A New Way To Fight Corruption By Cosmas Odoemena
Recently, the AFP reported that the United States had ordered a freeze on $458m in assets which former Head of State, Gen. Sani Abacha, had stolen.
It is bewildering that all these years all the stolen loot has not been recovered. Perhaps, it has been so because the foreign countries may not have been cooperating with our government; if our own government itself has been serious about getting back the loot!
One still wonders what spurred the US government to suddenly act. Perhaps, there has been a change of guard somewhere. Those who have “kept close watch” over “Abacha’s money” may have been dropped and replaced by those who see things differently. Or, perhaps the centenary award given to Abacha posthumously has turned out to be a curse, as it has suddenly woken up the ghost of his ignoble past — and those of dead consciences. Whichever it is, it is a needed action that may have been (too) late to come.
Corruption remains a global scourge. According to the Tax Justice Network, an independent group promoting ways to fight corruption, crooks have stolen $30trn over the last 15 years, which is about half of the world’s annual gross domestic product.
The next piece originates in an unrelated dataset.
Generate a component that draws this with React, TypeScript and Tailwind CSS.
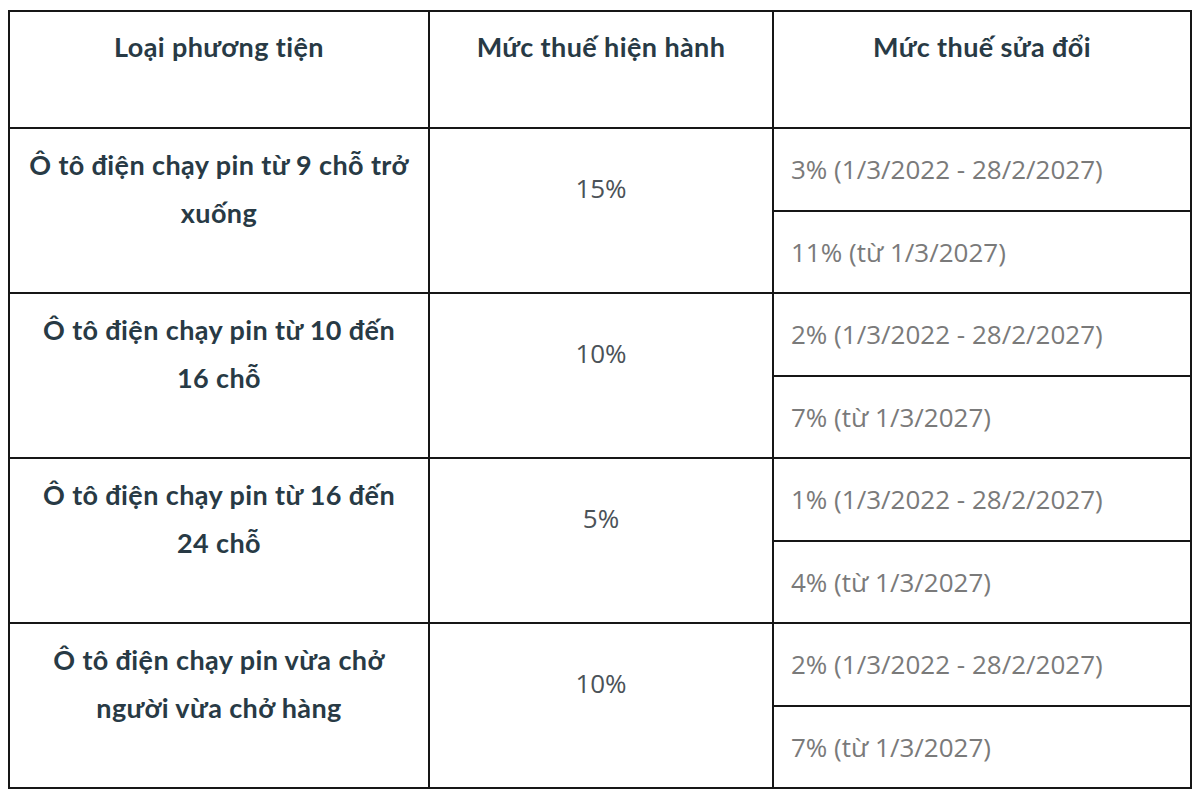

In China alone, about $4trn is believed to have been embezzled between 2000 and 2011. From Russia, it is said the amount is close to $1trn. In the European Union, the sum stands at about $1.2trn. Even in America the world has been assailed by high profile cases like Bernie Madoff’s. Many of these crooks have been able to do all these unhindered, and many easily find themselves abroad to hide and spend their ill-gotten wealth.
Efforts at fighting corruption have not yielded much; for as long as the cross-border nature of this problem is not addressed, it will be hard to make any headway. Invariably, there will be a need to cooperate with another jurisdiction. But there is an entire system that helps people hide their stolen money outside the shores of their own country which is an obstacle to any move at fighting corruption.
So, as Alexander Lebedev argued in The New York Times, if governments want to have any chance of recovering what has been stolen from corruption, they must come together to create an international anticorruption force, like Interpol, to defeat these corruption merchants.
Lebedev said the new organisation should have wide powers and should not be expensive to run. It should raise awareness about corruption, to explain why it matters; and should cross national borders to seize suspects and assets.
To lead the force, he said he would appoint “a person of global credibility and stature,” and even went on to propose former British Prime Minister, Gordon Brown, whom he called “an excellent choice.” He went on to add that the leader’s mandate would be straightforward: to tackle corruption in the hopes that those hatching ways to deceive their countrymen, to plunder valuable funds, would be discouraged.
It is important to have such a body as without it corruption would always have an upper hand, because as Lebedev postulated, ranged against national police forces and investigators is an entire corps of professional advisory firms well savvy in helping those who want to put their stolen wealth beyond the reach of authorities. There are offshore tax havens that aid and abet those who have committed fraud and they have structured their laws to help those seeking total secrecy and security. This system, as Lebedev proposed, “can be broken only if governments fight like with like — by creating a well-equipped sleuthing agency that is not afraid of anybody or aligned with any particular nation.”
Unlike other organisations, an international anticorruption body would be swift and be flexible. As of today, if someone steals $2bn and heads for an offshore haven, it is almost impossible to take legal action against him or her. It will be difficult to recover the funds; and like Abacha’s, it would take years and cost a lot of money.